É um embuste, como já chegou a dizer a CGTP?
É, é um embuste. Quando nos dizem que querem dinamizar a contratação coletiva, mas mantêm a mesma lei… Ora, essa lei é responsável pelo bloqueio na contratação coletiva. É um embuste. Enquanto a lei não for alterada não se resolve o problema da distribuição da riqueza, porque a contratação coletiva é determinante para assegurar a atualização anual dos salários.
O Governo pode dizer que não é uma prioridade [rever a Lei Laboral]. Pior que aquele que não vê é aquele que não quer ver.
Sobre a questão da norma da caducidade da contratação coletiva, tal mudança exigiria uma nova revisão da lei. O Governo já disse que alterar o Código do Trabalho não é uma prioridade desta legislatura?
O Governo pode dizer que não é uma prioridade. Pior que aquele que não vê é aquele que não quer ver.
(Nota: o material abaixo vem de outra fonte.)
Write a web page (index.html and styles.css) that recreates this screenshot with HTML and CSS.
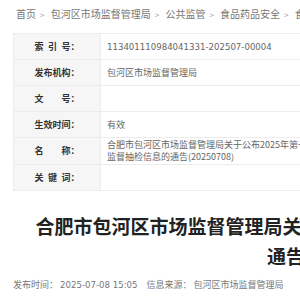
FILE: index.html
```html
<!DOCTYPE html>
<html lang="zh-CN">
<head>
    <meta charset="UTF-8">
    <title>合肥市包河区市场监督管理局</title>
    <link rel="stylesheet" href="styles.css">
</head>
<body>
    <div class="crumb">
        <a href="#">首页</a><span class="sep">&gt;</span>
        <a href="#">包河区市场监督管理局</a><span class="sep">&gt;</span>
        <a href="#">公共监管</a><span class="sep">&gt;</span>
        <a href="#">食品药品安全</a><span class="sep">&gt;</span>
        <a href="#">食品安全抽检</a>
    </div>
    <div class="main">
        <table class="info">
            <tr><th>索&ensp;引&ensp;号：</th><td class="num">113401110984041331-202507-00004</td></tr>
            <tr><th>发布机构：</th><td>包河区市场监督管理局</td></tr>
            <tr><th>文　　号：</th><td></td></tr>
            <tr><th>生效时间：</th><td>有效</td></tr>
            <tr><th>名　　称：</th><td>合肥市包河区市场监督管理局关于公布2025年第十五期食品安全<br>监督抽检信息的通告(20250708)</td></tr>
            <tr><th>关&ensp;键&ensp;词：</th><td></td></tr>
        </table>
        <h1 class="title">合肥市包河区市场监督管理局关于公布2025年第十五期食品<br>通告</h1>
        <div class="meta">
            <span>发布时间： <span class="num">2025-07-08 15:05</span></span>
            <span class="source">信息来源： 包河区市场监督管理局</span>
        </div>
    </div>
</body>
</html>
```

FILE: styles.css
```css
html, body {
    overflow: hidden;
}
body {
    margin: 0;
    padding: 0;
    font-family: "Noto Sans CJK SC", sans-serif;
    color: #333;
    background: #fff;
}
.crumb {
    padding: 7px 16px 0;
    font-size: 10px;
    line-height: 14px;
    white-space: nowrap;
    color: #777;
}
.crumb a {
    color: #777;
    text-decoration: none;
}
.crumb .sep {
    margin: 0 4px;
    font-size: 8px;
    color: #999;
}
.main {
    width: 546px;
    padding: 11px 13px 0;
}
.info {
    width: 100%;
    border-collapse: collapse;
    font-size: 9px;
    line-height: 12px;
}
.info th, .info td {
    height: 23px;
    padding: 1px 6px;
    border: 1px solid #ececec;
    vertical-align: middle;
}
.info th {
    width: 74px;
    background: #f6f6f6;
    color: #333;
    font-weight: bold;
    text-align: center;
    white-space: nowrap;
}
.info td {
    color: #666;
    text-align: left;
}
.num {
    font-family: "DejaVu Sans", "Noto Sans CJK SC", sans-serif;
    font-size: 8.6px;
}
.title {
    margin: 20px 0 0;
    font-size: 19px;
    line-height: 30px;
    font-weight: bold;
    color: #222;
    text-align: center;
    white-space: nowrap;
}
.meta {
    margin-top: 7px;
    padding-bottom: 8px;
    border-bottom: 1px solid #e6e6e6;
    font-size: 9px;
    line-height: 13px;
    color: #777;
    white-space: nowrap;
}
.meta .source {
    margin-left: 7px;
}
```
Se olhamos à nossa volta, vemos que a contratação coletiva está bloqueada, que a proposta dos salários não corresponde nem de perto nem de longe àquilo que seria exigível, que continuamos a ter níveis de desigualdade gritantes. Como é que se resolve o problema? Aumentando salários. É um problema para as empresas? Não, é um investimento com retorno. Aliás, a vida nos últimos anos demonstrou-o.
No período da troika quando quiseram criar uma outra economia, o que fizeram? Reduziram direitos, reduziram rendimentos, reduziram salários, reduziram pensões. O que é que daí se concluiu? Mais desemprego como nunca tivemos, mais falências, recessão económica e a Segurança Social numa situação mais difícil. Esse processo foi travado. Bastou uma ligeira melhoria dos rendimentos dos trabalhadores para aumentar a procura interna. Conclusão? Muito simples, aumentou a procura interna, aumentou emprego, aumentou volume de negócios das empresas, houve uma evolução do crescimento económico e a Segurança Social acumulou um conjunto de receitas muito importantes para pagar pensões e dar uma perspetiva de futuro àqueles que hoje estão no mercado de trabalho. Quando dizemos que é preciso aumentar os salários, estamos a dizer que é preciso distribuir um bocadinho melhor a riqueza e todos saem beneficiados.